- Nurse Adams, aka Miss Pinkerton: Here's a dollar, keep the change.
- Taxi Driver: There is no change.
- Nurse Adams, aka Miss Pinkerton: Then we're even.
- Nurse Adams, aka Miss Pinkerton: So this is romance. Three pair of tonsils and a breakaway kidney all in one day.
- First Nurse: Oh, I'm busy too, Adams. I think I'm losing my mind.
- Nurse Adams, aka Miss Pinkerton: Probably gone away some place with mine.
- First Nurse: Got a date for tonight?
- Nurse Adams, aka Miss Pinkerton: Oh, no such luck. I smell so of Chloroform no one but a guy with a gas mask would make a pass at me.

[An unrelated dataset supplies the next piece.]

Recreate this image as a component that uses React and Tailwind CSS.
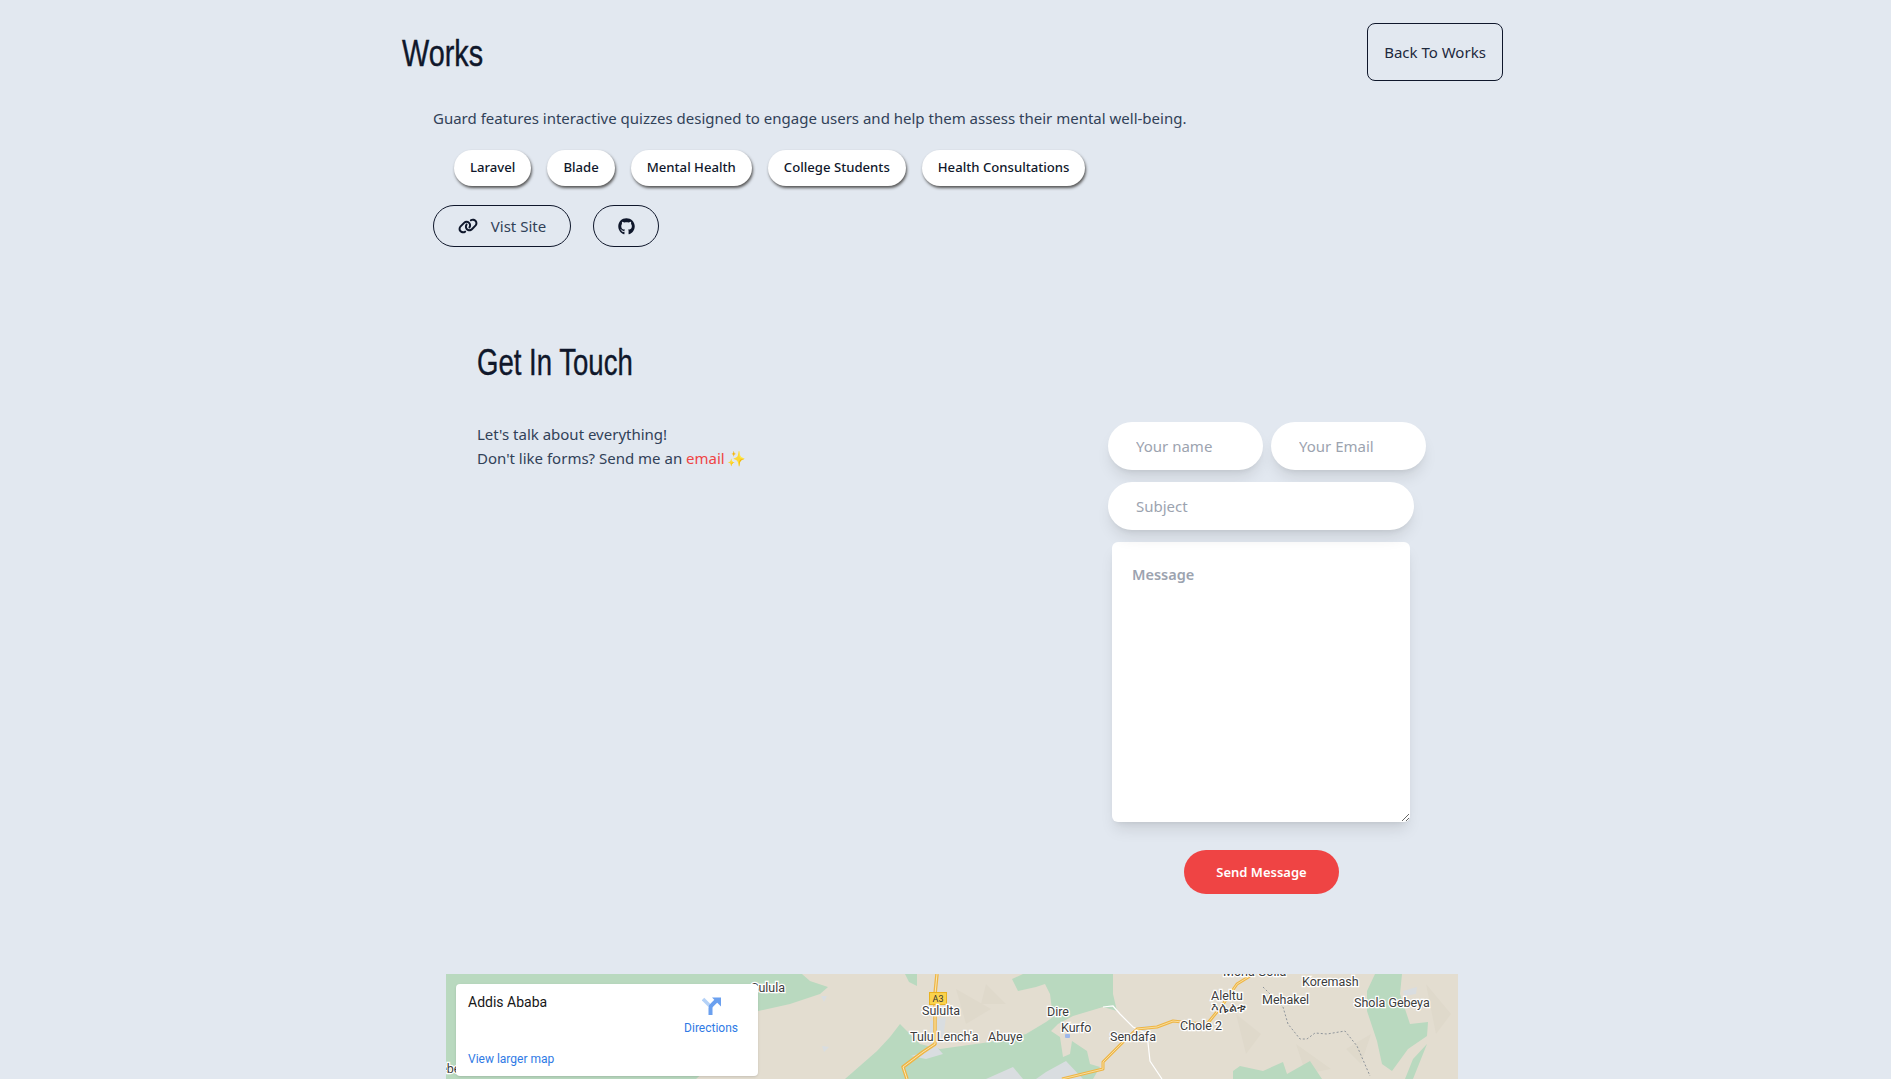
import { FaGithub, FaLink } from "react-icons/fa6";

const tags = ["Laravel", "Blade", "Mental Health", "College Students", "Health Consultations"];

const mapLabels = [
  ["Sulula", 305, 18],
  ["Debe", -14, 99],
  ["Sululta", 476, 41],
  ["Tulu Lench'a", 464, 67],
  ["Abuye", 542, 67],
  ["Dire", 601, 42],
  ["Kurfo", 615, 58],
  ["Sendafa", 664, 67],
  ["Chole 2", 734, 56],
  ["Aleltu", 765, 26],
  ["እሌልቱ", 765, 38],
  ["Moha Golla", 777, 2],
  ["Mehakel", 816, 30],
  ["Koremash", 856, 12],
  ["Shola Gebeya", 908, 33],
];

function MapDrawing() {
  return (
    <svg viewBox="0 0 1012 105" className="block h-[105px] w-full">
      <rect width="1012" height="105" fill="#e3ddd0" />
      <g fill="#dfd9cb">
        <path d="M790 40L815 60L800 80ZM850 70L885 95L860 100ZM900 75L925 60L915 90ZM980 10L1005 40L990 60ZM510 15L545 35L520 50ZM540 10L560 30L535 30Z" />
      </g>
      <g fill="#b9d9bf">
        <path d="M0 0H356L364 7L382 13L374 20L344 30L312 37L300 60L250 105H0Z" />
        <path d="M399 105L431 77L444 63L454 50L461 57L474 70L494 75L544 68L580 60L600 48L607 43L604 20L599 10L590 13L572 17L566 5L577 0H667V20L671 37L657 33L627 42L612 50L605 57L614 63L617 83L624 80L626 67L641 77L644 90L654 93L647 105Z" />
        <path d="M459 0H471V12L463 8Z" />
        <path d="M929 0H956L954 20L964 50L982 48L981 62L962 75L946 97L936 90L931 67L921 37V17Z" />
        <path d="M981 70L967 85L959 105H967Z" />
        <path d="M787 97L794 92L817 97L837 88L841 100L864 87L876 105H787Z" />
      </g>
      <g fill="#d9dde0">
        <path d="M484 47L500 43L497 65L490 72L497 80L480 85L465 82L478 78L484 70Z" />
        <path d="M567 93L577 105H540Z" />
        <path d="M620 87L637 105H590L600 98Z" />
        <path d="M957 17L971 13L970 20L958 22Z" />
        <path d="M691 53L705 50L700 60ZM375 22L381 22L378 28ZM376 72L383 73L378 78Z" />
      </g>
      <rect x="619" y="60" width="5" height="4" rx="1" fill="#9db7ea" />
      <path d="M657 33L667 32L674 40L687 53L701 60L704 87L716 105" fill="none" stroke="#fff" strokeWidth="1.2" />
      <path d="M817 13L837 33L842 50L854 65L861 65L869 59L881 60L899 57L911 72L924 102" fill="none" stroke="#8f959b" strokeWidth="1" strokeDasharray="2 2" />
      <g fill="none" strokeLinejoin="round">
        <path d="M491 0L489 20V70L477 78L457 93L461 105" stroke="#eeb544" strokeWidth="3.5" />
        <path d="M491 0L489 20V70L477 78L457 93L461 105" stroke="#fbe7b3" strokeWidth="1" />
        <path d="M616 105L657 95V88L677 68L691 55L711 53L727 47L745 49L761 50L775 33L791 10L804 2" stroke="#eeb544" strokeWidth="3" />
        <path d="M616 105L657 95V88L677 68L691 55L711 53L727 47L745 49L761 50L775 33L791 10L804 2" stroke="#fbe7b3" strokeWidth="0.8" />
      </g>
      <rect x="483.5" y="18.5" width="17" height="12" fill="#fad24c" stroke="#e9b21f" />
      <text x="492" y="28" textAnchor="middle" fontFamily="Roboto, sans-serif" fontSize="9" fill="#333">A3</text>
      <g fontFamily="Roboto, 'Noto Sans', 'DejaVu Sans', sans-serif" fontSize="12.5" fill="#3c3c3c" stroke="#fff" strokeWidth="2.5" paintOrder="stroke">
        {mapLabels.map(([name, x, y]) => (
          <text key={name} x={x} y={y}>{name}</text>
        ))}
      </g>
    </svg>
  );
}

export default function App() {
  return (
    <div className="h-[1079px] overflow-hidden bg-slate-200 font-['Noto_Sans',sans-serif] text-slate-700">
      <div className="ml-[402px] w-[1101px] pt-[23px]">
        <div className="flex items-center justify-between">
          <h1 className="origin-left translate-y-[2px] scale-x-[0.8] font-['Liberation_Sans',sans-serif] text-[36px] text-slate-900 [-webkit-text-stroke:0.4px_#0f172a]">Works</h1>
          <button className="h-[58px] w-[136px] rounded-lg border border-slate-900 text-[15px] text-slate-800">Back To Works</button>
        </div>
        <div className="ml-[31px]">
          <p className="mt-[25px] text-[15px] leading-6">Guard features interactive quizzes designed to engage users and help them assess their mental well-being.</p>
          <div className="ml-[21px] mt-[20px] flex gap-4">
            {tags.map((t) => (
              <span key={t} className="flex h-9 items-center rounded-full bg-white px-4 text-[13.15px] font-medium text-slate-900 shadow-[1px_2px_3px_#555]">{t}</span>
            ))}
          </div>
          <div className="mt-[19px] flex gap-[22px]">
            <a className="flex h-[42px] w-[138px] items-center justify-center gap-[13px] rounded-full border border-slate-900 text-[15px]"><FaLink className="text-slate-900" size={20} />Vist Site</a>
            <a className="flex h-[42px] w-[66px] items-center justify-center rounded-full border border-slate-900"><FaGithub className="text-slate-900" size={17} /></a>
          </div>
        </div>
      </div>
      <div className="ml-[477px] mt-[96px] flex w-[949px] justify-between">
        <div>
          <h2 className="origin-left scale-x-[0.745] font-['Liberation_Sans',sans-serif] text-[37px] leading-10 text-slate-900 [-webkit-text-stroke:0.4px_#0f172a]">Get In Touch</h2>
          <p className="mt-[39px] text-[15px] leading-6">Let's talk about everything!<br />Don't like forms? Send me an <a className="text-[#ef4444]">email</a><span className="ml-[2px] text-[15px]">✨</span></p>
        </div>
        <form className="mt-[79px] w-[318px]">
          <div className="flex gap-2">
            <input placeholder="Your name" className="h-12 w-[155px] rounded-full bg-white px-7 text-[15px] shadow-lg outline-none placeholder:text-[#9ca3af]" />
            <input placeholder="Your Email" className="h-12 w-[155px] rounded-full bg-white px-7 text-[15px] shadow-lg outline-none placeholder:text-[#9ca3af]" />
          </div>
          <input placeholder="Subject" className="mt-3 h-12 w-[306px] rounded-full bg-white px-7 text-[15px] shadow-lg outline-none placeholder:text-[#9ca3af]" />
          <textarea placeholder="Message" className="ml-1 mt-3 block h-[280px] w-[298px] rounded-md bg-white px-5 pb-5 pt-[22px] text-[14.5px] font-semibold shadow-lg outline-none placeholder:text-[#9ca3af]" />
          <button className="ml-[76px] mt-7 h-11 w-[155px] rounded-full bg-[#ef4444] pt-[1px] text-[13px] font-semibold text-white">Send Message</button>
        </form>
      </div>
      <div className="relative ml-[446px] mt-[80px] w-[1012px]">
        <MapDrawing />
        <div className="absolute left-[10px] top-[10px] flex h-[92px] w-[302px] justify-between rounded-sm bg-white pb-[9px] pl-3 pr-5 pt-[10px] font-['Roboto',sans-serif] shadow">
          <div className="flex flex-col justify-between">
            <span className="text-[14px] leading-4 text-neutral-900">Addis Ababa</span>
            <a className="text-[12px] leading-4 text-[#2f7ae5]">View larger map</a>
          </div>
          <div className="mt-[3px] flex flex-col items-center text-[12px] leading-4 text-[#2f7ae5]">
            <svg viewBox="0 0 19 18" width="19" height="18">
              <path d="M1 2L8 9" stroke="#b5d2f7" strokeWidth="3.5" />
              <path d="M8.5 18V11Q8.5 9 10 8L15 3" fill="none" stroke="#6ba0ef" strokeWidth="4" />
              <path d="M10 0.5H19V9.5Z" fill="#6ba0ef" />
            </svg>
            <span className="mt-[5px]">Directions</span>
          </div>
        </div>
      </div>
    </div>
  );
}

- Nurse Adams, aka Miss Pinkerton: Oh, I'm tired and I'm bored! I think I'll donate my pink and white body to science and commit suicide.
- Nurse Adams, aka Miss Pinkerton: What's my rank?
- Police Inspector Patten: What?
- Nurse Adams, aka Miss Pinkerton: My rank? My title? If I'm gonna be with the police force, what am I? A female copper or disinfected stool pigeon?
- Police Inspector Patten: Well, let's see. You're a Pinkerton. That's it! Miss Pinkerton of Scotland Yard.
- Nurse Adams, aka Miss Pinkerton: Oh, that's swell!
- Nurse Adams, aka Miss Pinkerton: You're a great detective. I sometimes wonder how far you'd get if all these wicked criminals didn't go around catching themselves.
- Nurse Adams, aka Miss Pinkerton: Wrong again, Sherlock Holmes. That boy did not kill Wynn!
- Police Inspector Patten: Just like a woman. You mustn't let those good looking eyes and that calm, innocent babyface fool ya.
- Nurse Adams, aka Miss Pinkerton: When I want to be fooled by someone, I'll put myself in your shoes.